The point is, whether intentionally or subconsciously, I've surrounded myself with an assembly of safe acquaintances: None of whom care enough to try, and all are too busy anyway. It's that perfect distance of them being friends only when I deem myself comfortable enough to have them. Not too far, not too close.

And this may function just fine with friends, but eventually I have to deal with a girl - or woman, as it were. That whole relationship thing. I feel I've done my best at maintaining my modus operandi in not revealing too much of myself over the last 11 years of girlfriends (first one being at 19). But it's finally come to a vaulting ultimatum lately, where letting someone in to see the good and the bad of me will determine even the mere possibility of being with someone, let alone being happy. So I've thought about why I keep so much locked up while always insisting people let me in so I can help. And here's what I've come up with:

I am acutely aware of my faults, flaws and shortcomings as a person. I know no one is perfect, but most people either accept their weaknesses and say it makes them who they are and then maybe even work on them, or they ignore their weaknesses entirely. I know what mine are, and they're deep, crippling defects. These aren't the typical, "I bite my nails sometimes," blemishes of character, although I do that, too. These are, "At night I lie awake and make a mental list of friends and plan what my suicide note to each one of them will say." Which is ridiculous to think about, but I'm obsessed with the universe and how small and infinitesimal we all are. Hence, I don't see life as this roller coaster ride of awesomeness; it's a blip on the existential radar. Maybe pulling the lens back and seeing how unimportant being alive is is just my way of coping with my own sense of insignificance. Who knows.

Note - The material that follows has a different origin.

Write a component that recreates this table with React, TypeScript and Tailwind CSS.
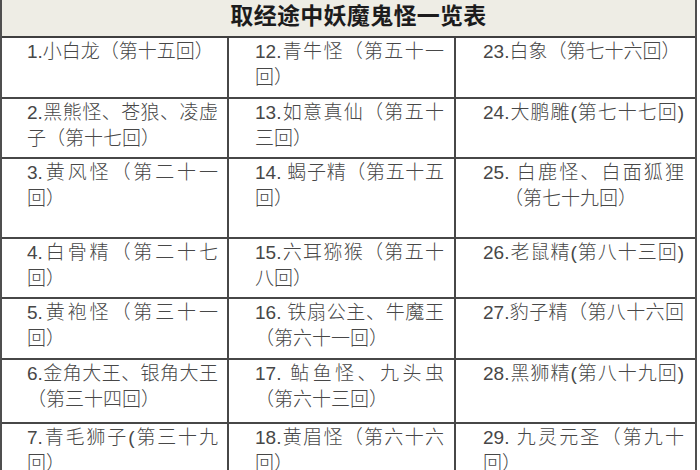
import React from 'react';

type Cell = { lines: string[]; fill?: boolean[]; indent?: boolean[] };

// each row: [height incl. bottom border, col1, col2, col3]
const rows: { h: string; cells: Cell[] }[] = [
  {
    h: 'h-[61px]',
    cells: [
      { lines: ['1.小白龙（第十五回）'], fill: [false] },
      { lines: ['12.青牛怪（第五十一', '回）'] },
      { lines: ['23.白象（第七十六回）'], fill: [false] },
    ],
  },
  {
    h: 'h-[60px]',
    cells: [
      { lines: ['2.黑熊怪、苍狼、凌虚', '子（第十七回）'] },
      { lines: ['13.如意真仙（第五十', '三回）'] },
      { lines: ['24.大鹏雕(第七十七回)'], fill: [true] },
    ],
  },
  {
    h: 'h-[80px]',
    cells: [
      { lines: ['3.黄风怪（第二十一', '回）'] },
      { lines: ['14. 蝎子精（第五十五', '回）'] },
      { lines: ['25. 白鹿怪、白面狐狸', '（第七十九回）'], indent: [false, true] },
    ],
  },
  {
    h: 'h-[60px]',
    cells: [
      { lines: ['4.白骨精（第二十七', '回）'] },
      { lines: ['15.六耳猕猴（第五十', '八回）'] },
      { lines: ['26.老鼠精(第八十三回)'], fill: [true] },
    ],
  },
  {
    h: 'h-[61px]',
    cells: [
      { lines: ['5.黄袍怪（第三十一', '回）'] },
      { lines: ['16. 铁扇公主、牛魔王', '（第六十一回）'] },
      { lines: ['27.豹子精（第八十六回'], fill: [true] },
    ],
  },
  {
    h: 'h-[64px]',
    cells: [
      { lines: ['6.金角大王、银角大王', '（第三十四回）'] },
      { lines: ['17. 鲇鱼怪、九头虫', '（第六十三回）'] },
      { lines: ['28.黑狮精(第八十九回)'], fill: [true] },
    ],
  },
  {
    h: 'h-[70px]',
    cells: [
      { lines: ['7.青毛狮子(第三十九', '回）'] },
      { lines: ['18.黄眉怪（第六十六', '回）'] },
      { lines: ['29. 九灵元圣（第九十', '回）'] },
    ],
  },
];

const colStyles = [
  'w-[227px] border-r-2 border-[#474747] pl-[25px] pr-[9px]',
  'w-[227px] border-r-2 border-[#474747] pl-[26px] pr-[10px]',
  'w-[239px] pl-[27px] pr-[11px]',
];

function CellView({ cell, col }: { cell: Cell; col: number }) {
  return (
    <div className={`${colStyles[col]} h-full pt-[1px]`}>
      {cell.lines.map((line, i) => {
        const last = i === cell.lines.length - 1;
        const fill = cell.fill ? cell.fill[i] : !last;
        return (
          <div
            key={i}
            className={`whitespace-nowrap leading-[26px] ${
              fill ? 'text-justify [text-align-last:justify]' : 'text-left'
            } ${cell.indent && cell.indent[i] ? 'pl-[21px]' : ''}`}
          >
            {line}
          </div>
        );
      })}
    </div>
  );
}

export default function App() {
  return (
    <div className="w-[700px] h-[470px] overflow-hidden bg-white">
      <div
        className="w-[697px] border-x-2 border-[#4f4f4f] text-[19px] text-[#474747] font-light"
        style={{ fontFamily: '"Liberation Sans", "Noto Sans CJK SC", sans-serif' }}
      >
        {/* title */}
        <div className="h-[38px] border-b-2 border-[#3f3f3f] bg-[#eeede5] pl-[20px] text-center">
          <span
            className="text-[23px] font-bold leading-[29px] tracking-[0.3px] text-[#1c1c1c]"
            style={{ fontFamily: '"Noto Sans CJK SC", sans-serif' }}
          >
            取经途中妖魔鬼怪一览表
          </span>
        </div>

        {rows.map((row, r) => (
          <div key={r} className={`flex ${row.h} border-b-2 border-[#474747]`}>
            {row.cells.map((cell, c) => (
              <CellView key={c} cell={cell} col={c} />
            ))}
          </div>
        ))}
      </div>
    </div>
  );
}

Anyway, point is, I'm not exactly eager to brag about how insane I am. Or my past. Or my parents. Or anything about me. I'd much rather let people wonder who I am and what I'm thinking than for them to know the truth. Because I know whatever their imagination is conjuring is far better than the reality.
"What are you thinking about, Neil?"
"Wondering if the method a flock of birds use to change directions virtually simultaneously as a group is somehow related to the reason why a school fish can, too."
Fucking exciting, right?

So if I open up and spill and finally let someone in (which, in and of itself is a massive, time-consuming undertaking that only the most patient and mentally agile people could tolerate - not because I'm especially intelligent but because I'm confusing as hell), I suddenly lose all my luster as a person. Because now they have all this new, terrible, neurotic, weird, maybe even scary content to add to the equation of who I am. And everything good about me instantly loses value because it's being compared to the bad. And if there's one thing I hate being more than predictable, it's being measured. Especially incorrectly.

And to top all of this off, my biggest fear? Finally opening up and letting one person in after all these decades, only to wait and have their verdict be, "Whoa. No thanks. That's too much for me." While that's a completely valid reaction, to find out that I haven't been good enough from the start? That I was unworthy the entire time? That would surgically dislodge the last bastion of hope I have for myself as a functioning person. Because for all my surface bravado and outward cool, calm and confidence, I feel undeserving of all this deep down inside myself anyway. To have it be justified via her own words would tear me apart.

And so I regress to where it's safe.

How are you today?

What's wrong?

Talk to me about it.


-HKR

1 comment:

Anonymous said...

I completely understand what you mean.